As you've no doubt heard, Rupert Murdoch has announced that his FOX "News" Corpse will be starting up a Weather Channel. Folks, the era "All Fake Weather! All The Time!" has arrived! You can bet that, right now, the Murdochs have got their A-Team brainstorming on new ways to make reporting on the weather extra scary, complete with Terror Weather Indexes, African-American Riot Weather Indexes, Muslim Weather Control, and conspiracies about China causing F5 "Tornadoes Of Doom!"
I can see it now. Remember when the temperature in that little Canadian town of Lytton, British Columbia hit 121 degrees two weeks ago? The temperature got so hot that the town literally burst into flames as the whole area burned to the ground. Imagine the FOX "weather" coverage next time something like that happens! They'll start out with a "panel of experts" mouthing off their habitual "client change is a hoax" mantras and then quickly accuse ANTIFA as having caused the fire, led by Stacy Abrams and Obama, of course.

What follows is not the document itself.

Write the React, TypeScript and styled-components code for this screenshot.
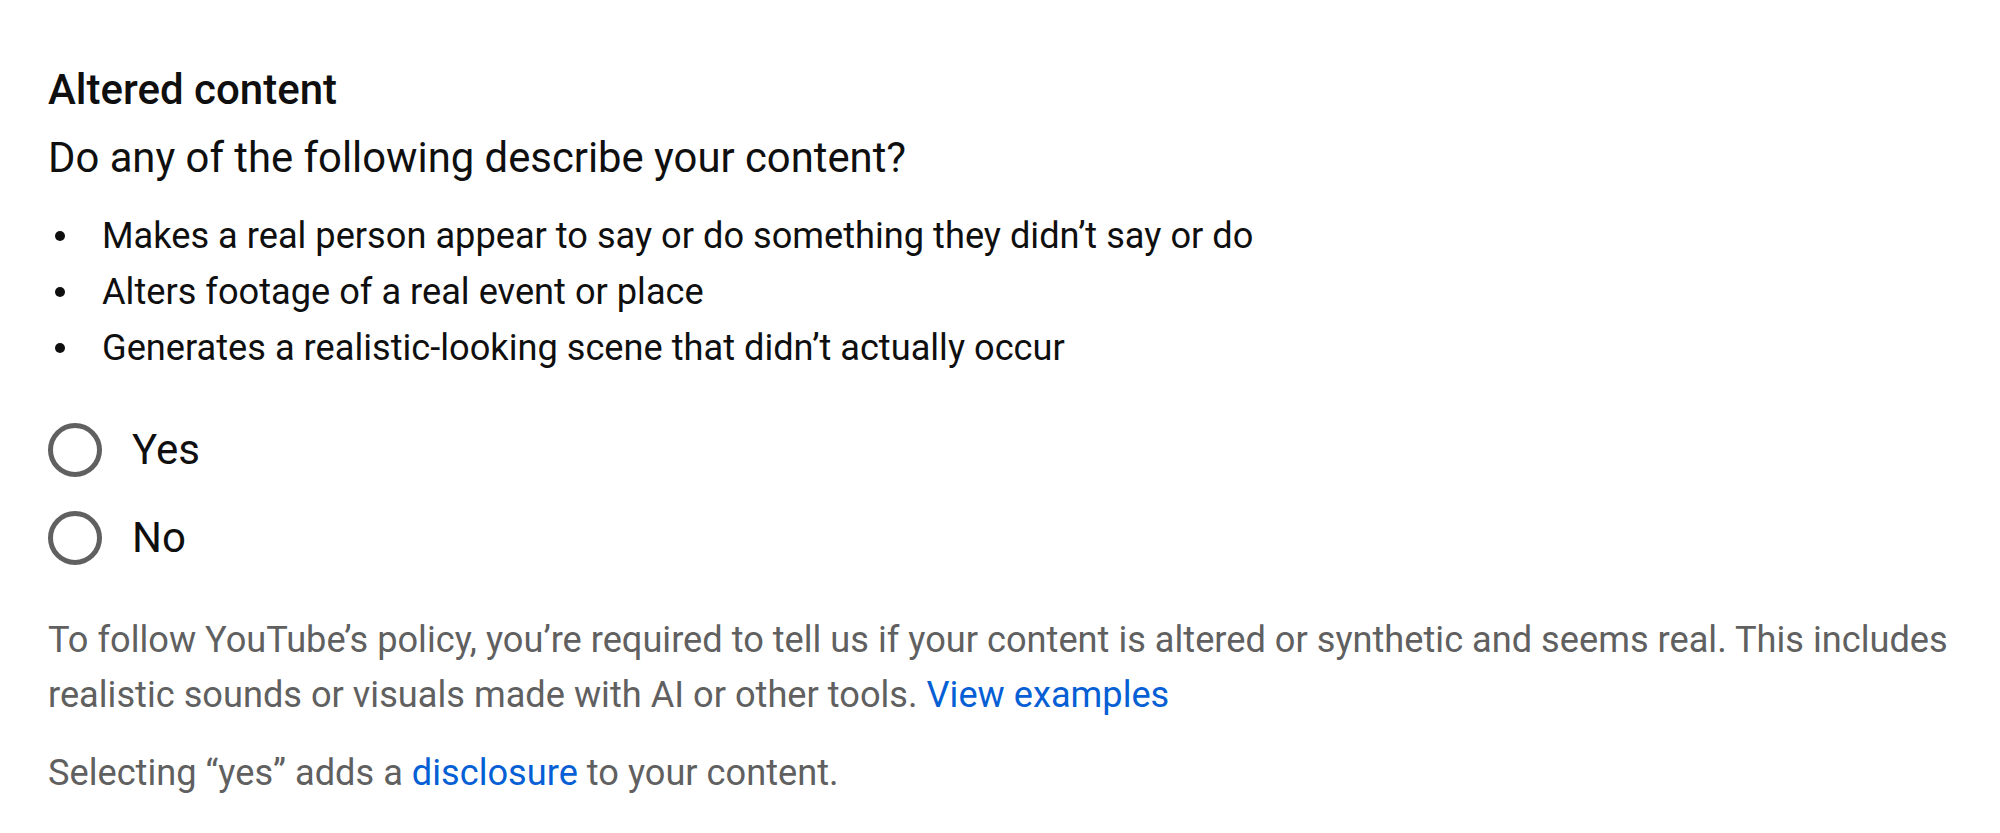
import styled, { createGlobalStyle } from "styled-components";

const GlobalStyle = createGlobalStyle`
  html, body {
    margin: 0;
    padding: 0;
    background: #ffffff;
  }
  body {
    font-family: Roboto, "Noto Sans", Arial, sans-serif;
    color: #0f0f0f;
  }
`;

const Section = styled.section`
  display: flex;
  flex-direction: column;
  padding: 66px 20px 0 48px;
`;

const Title = styled.h2`
  margin: 0;
  font-size: 42px;
  line-height: 48px;
  font-weight: 500;
  color: #0f0f0f;
`;

const Question = styled.p`
  margin: 20px 0 0;
  font-size: 41.8px;
  line-height: 48px;
  font-weight: 400;
`;

const List = styled.ul`
  list-style: none;
  margin: 26px 0 0;
  padding: 0;
`;

const Item = styled.li`
  display: flex;
  align-items: center;
  font-size: 36.2px;
  line-height: 56px;

  &::before {
    content: "";
    flex: none;
    width: 10px;
    height: 10px;
    border-radius: 50%;
    background: #0f0f0f;
    margin: 0 37px 0 7px;
  }
`;

const Options = styled.div`
  display: flex;
  flex-direction: column;
  margin-top: 29.5px;
`;

const Option = styled.label`
  display: flex;
  align-items: center;
  height: 88px;
  gap: 30px;
  font-size: 42px;
  cursor: pointer;
`;

const Circle = styled.span<{ $checked?: boolean }>`
  flex: none;
  box-sizing: border-box;
  width: 54px;
  height: 54px;
  border-radius: 50%;
  border: 5px solid ${(p) => (p.$checked ? "#065fd4" : "#606060")};
`;

const Note = styled.p<{ $gap: number }>`
  margin: ${(p) => p.$gap}px 0 0;
  font-size: 36.2px;
  line-height: 55px;
  color: #606060;
`;

const Link = styled.a`
  color: #065fd4;
  text-decoration: none;
`;

export default function App() {
  return (
    <>
      <GlobalStyle />
      <Section>
        <Title>Altered content</Title>
        <Question>Do any of the following describe your content?</Question>
        <List>
          <Item>Makes a real person appear to say or do something they didn’t say or do</Item>
          <Item>Alters footage of a real event or place</Item>
          <Item>Generates a realistic-looking scene that didn’t actually occur</Item>
        </List>
        <Options>
          <Option>
            <Circle />
            Yes
          </Option>
          <Option>
            <Circle />
            No
          </Option>
        </Options>
        <Note $gap={30}>
          To follow YouTube’s policy, you’re required to tell us if your content is altered or
          synthetic and seems real. This includes realistic sounds or visuals made with AI or other
          tools. <Link href="#">View examples</Link>
        </Note>
        <Note $gap={23.5}>
          Selecting “yes” adds a <Link href="#">disclosure</Link> to your content.
        </Note>
      </Section>
    </>
  );
}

There'll be the usual assortment of blonde FOX bimbos and Ken Dolls, all drawing made up storm paths on maps with cartoonishly extra large sharpies. I bet they'll brag about getting their meteorological degrees from the defunct Trump University. Too bad they can't have Ted Knight, the guy who played TV anchorman Ted Baxter on the Mary Tyler Moore Show. He would've been a natural as a FOX weatherman, not to worry, though, Trump needs a job and he's the next best thing and he has great words.
Matt Gaetz will do a playground weather forecast from a different school in a different town every day. They'll name destructive storms after prominent democrats and civil right workers, past and present, starting with AOC. Tucker Carlson and Sean Hannity will do daily reports on the weather in Antarctica because, well, it's "the whitest place on Earth!" Sooner or later, though, FOX Weather viewers will start speculating that Antarctica is a secret branch of Antifa, 'cause, well, isn't it obvious! Expect Marjorie Traitor Greene's,"Daily Georgia Moonshine Reports," too! That might explain a lot.
But, who gets to be the guy who always gets sent to the beach when the hurricanes are coming? May I suggest Louie Gohmert? It'll be tons of fun watching the wind flapping his ears. He might even take off ala Dumbo! I'd watch that!